The Kinks entered the Hot 100 in 1965 with a song that sets them apart from every other contemporary British band, "A Well Respected Man," a tune which marks the beginning of band leader Ray Davies' look of the British way of life. The song peaked at #13 in its 14 weeks on the charts.
In 1965, Rolling Stones guitarist Keith Richards was knocked out by an unground microphone during a concert in Sacramento, California. He recovered in seven minutes and the concert continued.
In 1965, Ken Kesey and his Merry Pranksters held the second Acid Test — a psychedelic multimedia happening fueled by liberal ingestion of the hallucinogenic drug LSD — at a home in San Jose. The Grateful Dead, having recently changed their name from the Warlocks, provided the music.
The Byrds started a three week run at #1 on the US singles chart in 1965 with 'Turn! Turn! Turn!' the group's second #1.
In 1969, President Richard Nixon, Vice-President Spiro T. Agnew and forty U.S. governors embark on a magical mystery fact-finding mission to discover the causes of the generation gap. They viewed films of "simulated acid trips" and listen to hours of "anti-establishment rock music."
Don McLean's ‘American Pie’ entered the US Hot 100 in 1971. The eight and a half minute song would eventually sell over 3 million copies.
Tragedy struck Deep Purple in Jakarta, Indonesia in 1975, after their bodyguard Patsy Collins falls six floors down an elevator shaft in their hotel. Rumors persist that Collins had gotten into a fight with local promoters who owed the heavy-metal band money. Collins was still conscious after his fall and got into a taxi demanding to be taken to the hospital, but he died en route. Mysteriously, his body was never recovered.
In 1976, workers at EMI records went on strike, refusing to package the Sex Pistols single 'Anarchy In The UK.'
In 1980, Led Zeppelin declared that they will not re-form following the death of drummer John Bonham, although Jimmy Page and Robert Plant later tour together in the '90s. Their statement read: "We wish it to be known that the loss of our dear friend, and the deep respect we have for his family, together with the sense of undivided harmony felt by ourselves and our manager, have led us to decide that we could not continue as we were."
Roy Orbison gives his final concert in Akron, Ohio in 1988. He will die 2 days later.
In 1990, Madonna appeared on "Nightline" to defend her "Justify My Love" video.
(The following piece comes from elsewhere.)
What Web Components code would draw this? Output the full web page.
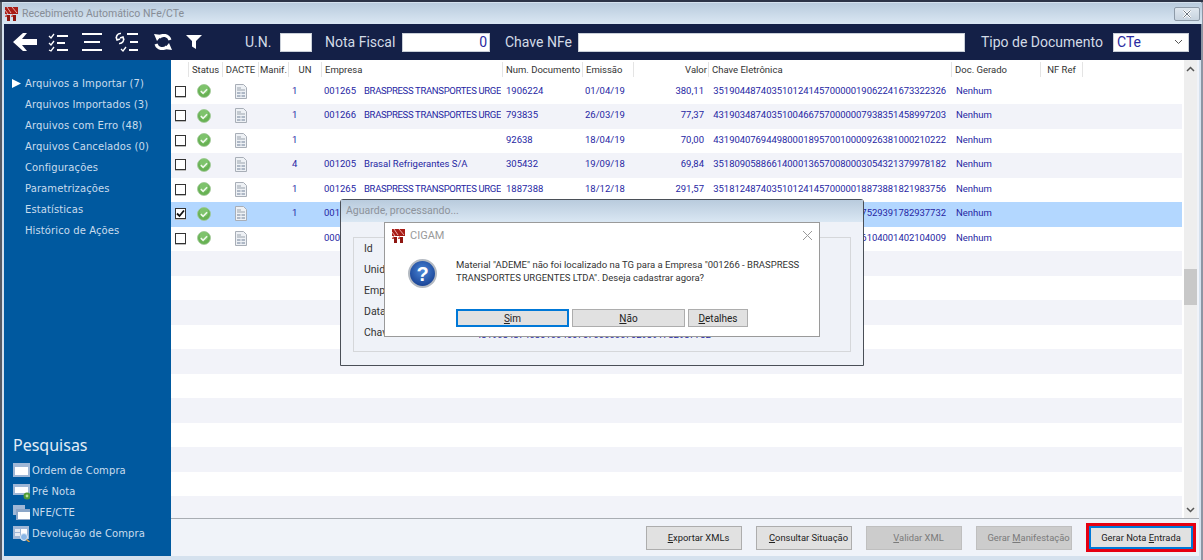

She denied the video's explicit contents were intended to stir up controversy and get her publicity. The video was banned by MTV. She knew exactly what she was doing, she is one shrewd businesswoman.
In 2006, Yahoo revealed that Britney Spears was the most searched for term of 2006 with more online searches done about Spears than any other topic or person. No wonder it all went to her head....
Also in 2006, a page of Paul McCartney's working lyrics for the Beatles tune "Maxwell's Silver Hammer" " (from the Beatles’ "Abbey Road" album) nets $192,000 at Christie’s memorabilia auction in New York. A ‘68 Fender Stratocaster guitar once owned by Jimi Hendrix goes for $168,000. A handwritten poem by late Doors singer Jim Morrison sold for $50,400.
Pink Floyd’s 16-CD collection, "Oh, By The Way," was issued as an import-only release in 2007. It held 14 studio albums packaged in miniature reproductions of the original vinyl sleeves and was limited to an initial run of 10,000 copies.